# OBJECTIVE
Copy every entry exactly.

# DATASET ENTRIES
☆ ☆ ☆ ☆
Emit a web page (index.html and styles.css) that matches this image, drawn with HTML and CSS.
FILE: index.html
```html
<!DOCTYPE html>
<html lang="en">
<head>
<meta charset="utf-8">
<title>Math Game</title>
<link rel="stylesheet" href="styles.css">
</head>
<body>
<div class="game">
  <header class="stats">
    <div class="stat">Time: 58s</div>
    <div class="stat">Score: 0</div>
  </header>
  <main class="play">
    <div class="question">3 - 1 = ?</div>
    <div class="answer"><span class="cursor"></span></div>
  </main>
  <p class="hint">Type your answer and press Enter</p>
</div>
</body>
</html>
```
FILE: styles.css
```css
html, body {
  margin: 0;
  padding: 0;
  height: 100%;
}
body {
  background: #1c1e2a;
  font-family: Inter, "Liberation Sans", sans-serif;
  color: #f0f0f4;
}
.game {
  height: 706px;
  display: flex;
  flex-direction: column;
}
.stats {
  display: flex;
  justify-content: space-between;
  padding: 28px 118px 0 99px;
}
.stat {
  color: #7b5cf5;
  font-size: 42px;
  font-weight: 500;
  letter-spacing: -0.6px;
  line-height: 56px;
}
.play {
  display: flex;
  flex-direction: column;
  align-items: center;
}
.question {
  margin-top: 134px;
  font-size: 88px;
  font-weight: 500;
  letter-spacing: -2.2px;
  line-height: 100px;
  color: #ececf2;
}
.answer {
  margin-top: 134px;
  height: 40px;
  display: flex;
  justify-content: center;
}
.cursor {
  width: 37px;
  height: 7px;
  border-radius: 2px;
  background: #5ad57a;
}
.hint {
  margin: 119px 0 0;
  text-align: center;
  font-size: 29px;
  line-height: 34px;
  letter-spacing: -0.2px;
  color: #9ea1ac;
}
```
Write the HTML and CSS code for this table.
☆ ☆ ☆ ☆
# REPLY
Emit a web page (index.html and styles.css) that matches this image, drawn with HTML and CSS.
FILE: index.html
```html
<!DOCTYPE html>
<html lang="en">
<head>
<meta charset="utf-8">
<title>Math Game</title>
<link rel="stylesheet" href="styles.css">
</head>
<body>
<div class="game">
  <header class="stats">
    <div class="stat">Time: 58s</div>
    <div class="stat">Score: 0</div>
  </header>
  <main class="play">
    <div class="question">3 - 1 = ?</div>
    <div class="answer"><span class="cursor"></span></div>
  </main>
  <p class="hint">Type your answer and press Enter</p>
</div>
</body>
</html>
```
FILE: styles.css
```css
html, body {
  margin: 0;
  padding: 0;
  height: 100%;
}
body {
  background: #1c1e2a;
  font-family: Inter, "Liberation Sans", sans-serif;
  color: #f0f0f4;
}
.game {
  height: 706px;
  display: flex;
  flex-direction: column;
}
.stats {
  display: flex;
  justify-content: space-between;
  padding: 28px 118px 0 99px;
}
.stat {
  color: #7b5cf5;
  font-size: 42px;
  font-weight: 500;
  letter-spacing: -0.6px;
  line-height: 56px;
}
.play {
  display: flex;
  flex-direction: column;
  align-items: center;
}
.question {
  margin-top: 134px;
  font-size: 88px;
  font-weight: 500;
  letter-spacing: -2.2px;
  line-height: 100px;
  color: #ececf2;
}
.answer {
  margin-top: 134px;
  height: 40px;
  display: flex;
  justify-content: center;
}
.cursor {
  width: 37px;
  height: 7px;
  border-radius: 2px;
  background: #5ad57a;
}
.hint {
  margin: 119px 0 0;
  text-align: center;
  font-size: 29px;
  line-height: 34px;
  letter-spacing: -0.2px;
  color: #9ea1ac;
}
```
Write the HTML and CSS code for this table.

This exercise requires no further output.